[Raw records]
━━━━━━━━━━━━━━━━━━━━

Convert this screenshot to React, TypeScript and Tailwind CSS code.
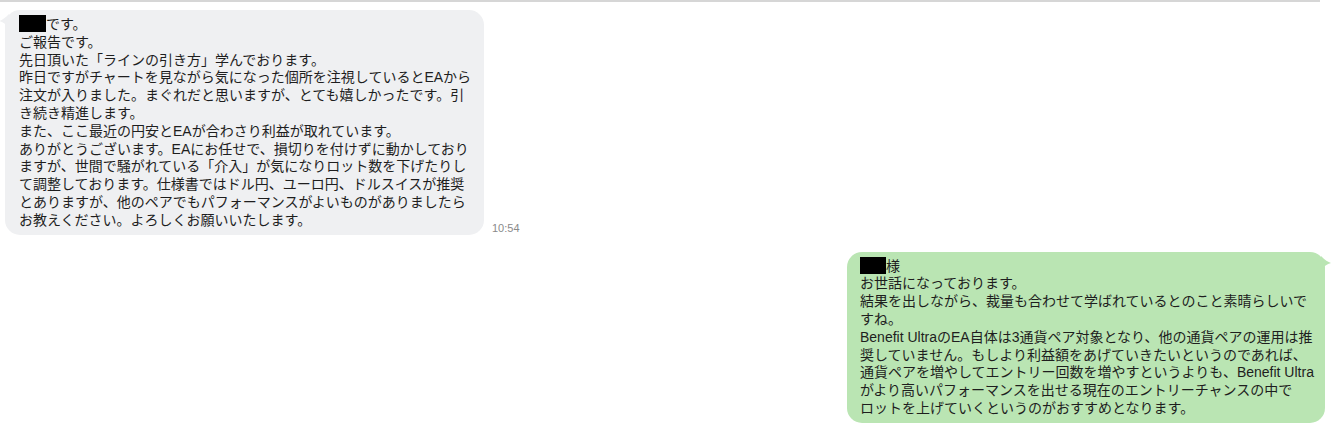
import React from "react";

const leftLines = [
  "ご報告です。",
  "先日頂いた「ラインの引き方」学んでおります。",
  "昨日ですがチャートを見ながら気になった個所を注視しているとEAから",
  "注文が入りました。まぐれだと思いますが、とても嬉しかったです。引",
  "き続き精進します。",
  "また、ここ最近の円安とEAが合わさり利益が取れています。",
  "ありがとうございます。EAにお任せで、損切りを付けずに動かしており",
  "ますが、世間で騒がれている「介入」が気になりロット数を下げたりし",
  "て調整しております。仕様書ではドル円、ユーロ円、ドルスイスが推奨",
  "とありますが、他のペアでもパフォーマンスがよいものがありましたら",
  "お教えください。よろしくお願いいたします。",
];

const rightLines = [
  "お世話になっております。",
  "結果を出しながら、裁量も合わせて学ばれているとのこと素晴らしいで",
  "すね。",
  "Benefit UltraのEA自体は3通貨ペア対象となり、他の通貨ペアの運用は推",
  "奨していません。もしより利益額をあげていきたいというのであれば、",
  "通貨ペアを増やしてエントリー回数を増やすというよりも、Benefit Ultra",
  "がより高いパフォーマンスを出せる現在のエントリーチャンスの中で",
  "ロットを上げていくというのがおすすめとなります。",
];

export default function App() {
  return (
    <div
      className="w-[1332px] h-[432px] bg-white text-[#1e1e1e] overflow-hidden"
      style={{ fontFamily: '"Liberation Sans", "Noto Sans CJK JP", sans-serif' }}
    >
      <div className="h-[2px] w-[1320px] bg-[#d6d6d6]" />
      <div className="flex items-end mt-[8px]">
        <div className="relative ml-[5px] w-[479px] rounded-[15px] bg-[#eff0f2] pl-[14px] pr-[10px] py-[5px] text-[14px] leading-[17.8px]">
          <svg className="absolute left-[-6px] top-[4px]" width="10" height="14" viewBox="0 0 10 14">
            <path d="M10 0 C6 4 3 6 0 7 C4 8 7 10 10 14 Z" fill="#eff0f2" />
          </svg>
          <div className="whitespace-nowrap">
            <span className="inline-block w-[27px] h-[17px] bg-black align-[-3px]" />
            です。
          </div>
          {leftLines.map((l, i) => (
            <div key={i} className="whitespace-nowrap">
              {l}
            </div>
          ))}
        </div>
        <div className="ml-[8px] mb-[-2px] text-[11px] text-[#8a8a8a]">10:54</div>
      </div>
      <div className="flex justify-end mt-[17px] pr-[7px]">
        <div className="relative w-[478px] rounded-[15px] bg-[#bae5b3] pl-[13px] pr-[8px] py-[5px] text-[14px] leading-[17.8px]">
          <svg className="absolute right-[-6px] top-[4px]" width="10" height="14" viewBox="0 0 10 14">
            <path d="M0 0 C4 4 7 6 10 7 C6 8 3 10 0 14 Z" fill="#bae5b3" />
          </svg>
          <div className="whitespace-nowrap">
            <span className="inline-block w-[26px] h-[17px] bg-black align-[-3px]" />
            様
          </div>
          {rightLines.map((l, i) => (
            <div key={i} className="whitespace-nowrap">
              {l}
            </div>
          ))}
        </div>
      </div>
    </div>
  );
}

━━━━━━━━━━━━━━━━━━━━

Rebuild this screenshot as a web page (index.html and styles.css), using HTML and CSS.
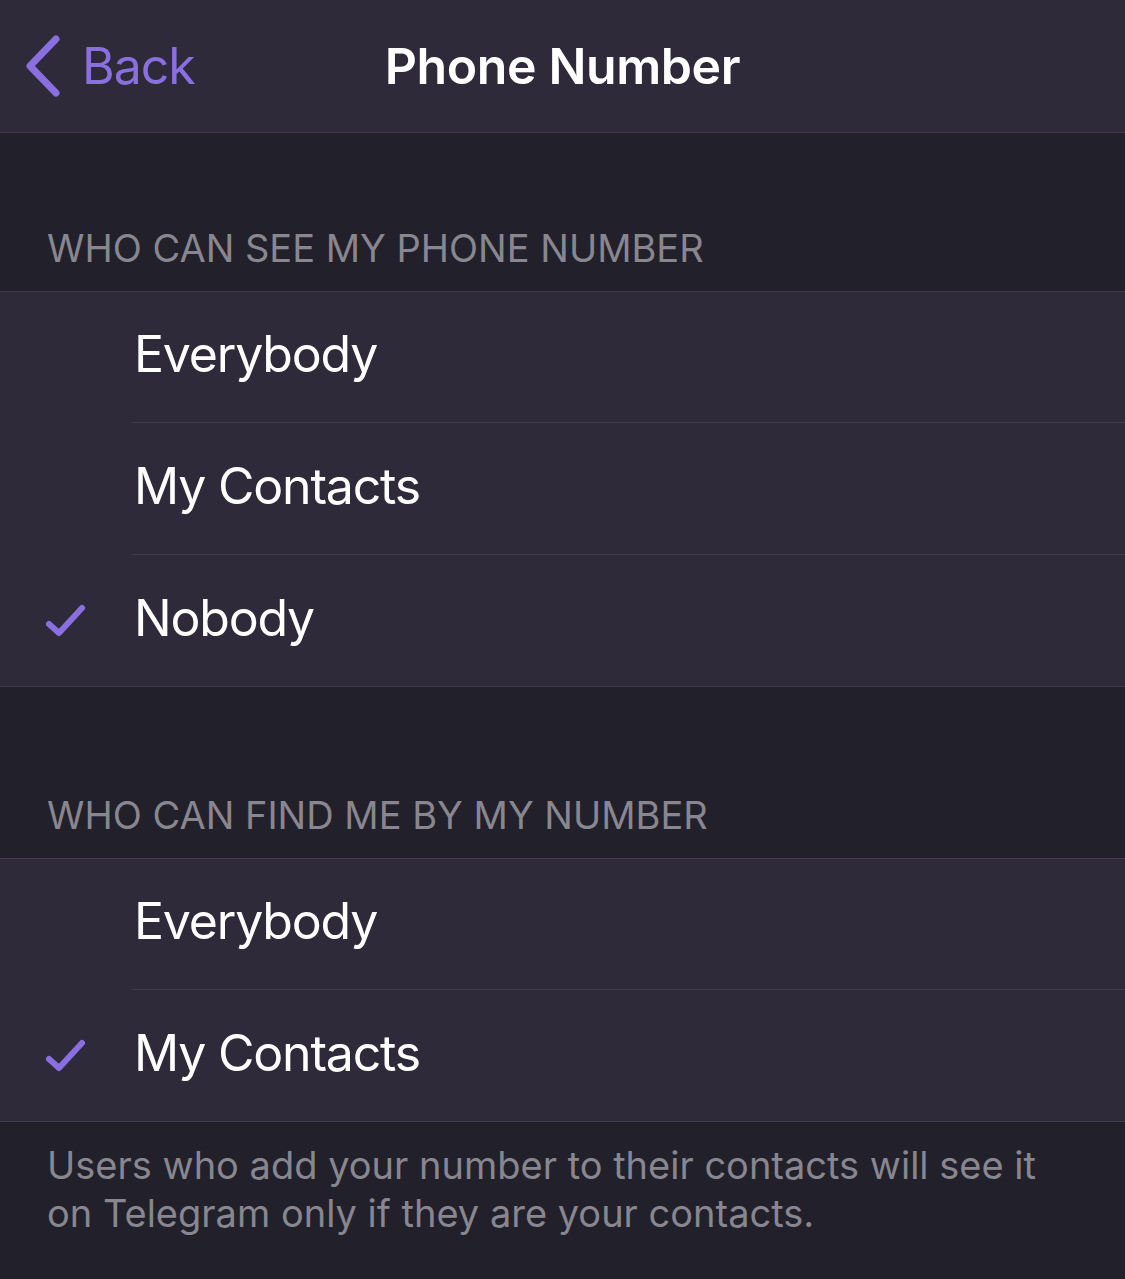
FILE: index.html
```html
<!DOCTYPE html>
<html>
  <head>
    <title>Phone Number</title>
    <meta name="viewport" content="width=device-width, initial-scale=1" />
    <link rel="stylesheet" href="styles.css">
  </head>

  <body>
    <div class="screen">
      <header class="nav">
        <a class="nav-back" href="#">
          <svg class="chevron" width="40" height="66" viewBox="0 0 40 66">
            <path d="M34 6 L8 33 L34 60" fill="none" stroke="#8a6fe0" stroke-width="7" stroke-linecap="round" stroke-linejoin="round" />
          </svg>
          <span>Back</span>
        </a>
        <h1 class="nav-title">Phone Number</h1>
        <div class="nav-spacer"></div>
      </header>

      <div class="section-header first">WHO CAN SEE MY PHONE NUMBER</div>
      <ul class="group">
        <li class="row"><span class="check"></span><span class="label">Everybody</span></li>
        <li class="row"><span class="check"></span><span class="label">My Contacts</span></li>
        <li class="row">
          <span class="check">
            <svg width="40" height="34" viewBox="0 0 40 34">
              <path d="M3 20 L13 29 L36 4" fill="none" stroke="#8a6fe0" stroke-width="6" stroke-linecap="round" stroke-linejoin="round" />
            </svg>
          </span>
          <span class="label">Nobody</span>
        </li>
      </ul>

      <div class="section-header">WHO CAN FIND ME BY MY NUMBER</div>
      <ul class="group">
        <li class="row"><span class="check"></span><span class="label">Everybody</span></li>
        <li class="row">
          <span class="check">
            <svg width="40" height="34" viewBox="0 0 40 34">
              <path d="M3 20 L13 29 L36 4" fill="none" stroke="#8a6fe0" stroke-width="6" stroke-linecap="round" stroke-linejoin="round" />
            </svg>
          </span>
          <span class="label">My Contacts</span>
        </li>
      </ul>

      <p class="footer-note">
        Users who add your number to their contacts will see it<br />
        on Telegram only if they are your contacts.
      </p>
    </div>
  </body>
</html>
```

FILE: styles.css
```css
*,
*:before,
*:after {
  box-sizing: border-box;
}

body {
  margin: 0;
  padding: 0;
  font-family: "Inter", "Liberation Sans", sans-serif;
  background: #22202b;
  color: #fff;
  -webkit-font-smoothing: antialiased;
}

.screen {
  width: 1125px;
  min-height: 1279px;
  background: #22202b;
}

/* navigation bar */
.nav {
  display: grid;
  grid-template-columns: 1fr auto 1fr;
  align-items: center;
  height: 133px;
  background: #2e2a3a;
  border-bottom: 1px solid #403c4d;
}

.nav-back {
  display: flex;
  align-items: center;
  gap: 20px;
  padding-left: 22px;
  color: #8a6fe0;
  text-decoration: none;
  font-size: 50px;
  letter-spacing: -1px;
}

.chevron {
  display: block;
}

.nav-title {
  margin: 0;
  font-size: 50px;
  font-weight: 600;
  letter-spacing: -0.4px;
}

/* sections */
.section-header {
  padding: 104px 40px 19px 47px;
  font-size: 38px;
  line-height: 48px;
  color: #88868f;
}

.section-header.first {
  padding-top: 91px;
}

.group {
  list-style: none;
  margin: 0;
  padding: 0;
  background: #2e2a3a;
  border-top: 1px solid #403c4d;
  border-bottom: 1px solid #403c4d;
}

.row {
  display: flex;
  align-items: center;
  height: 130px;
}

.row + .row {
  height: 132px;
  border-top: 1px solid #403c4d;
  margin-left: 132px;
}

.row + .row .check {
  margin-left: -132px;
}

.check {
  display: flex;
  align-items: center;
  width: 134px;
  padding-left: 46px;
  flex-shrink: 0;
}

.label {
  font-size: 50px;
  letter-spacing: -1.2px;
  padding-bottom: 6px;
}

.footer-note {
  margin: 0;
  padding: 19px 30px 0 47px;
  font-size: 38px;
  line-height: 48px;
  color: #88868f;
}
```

━━━━━━━━━━━━━━━━━━━━

## What this task involves
Above are the records. Copy only the lines from the one with "Convert this screenshot" through the one with "import React from", exactly, with no pictures.

## Written answer
Convert this screenshot to React, TypeScript and Tailwind CSS code.
import React from "react";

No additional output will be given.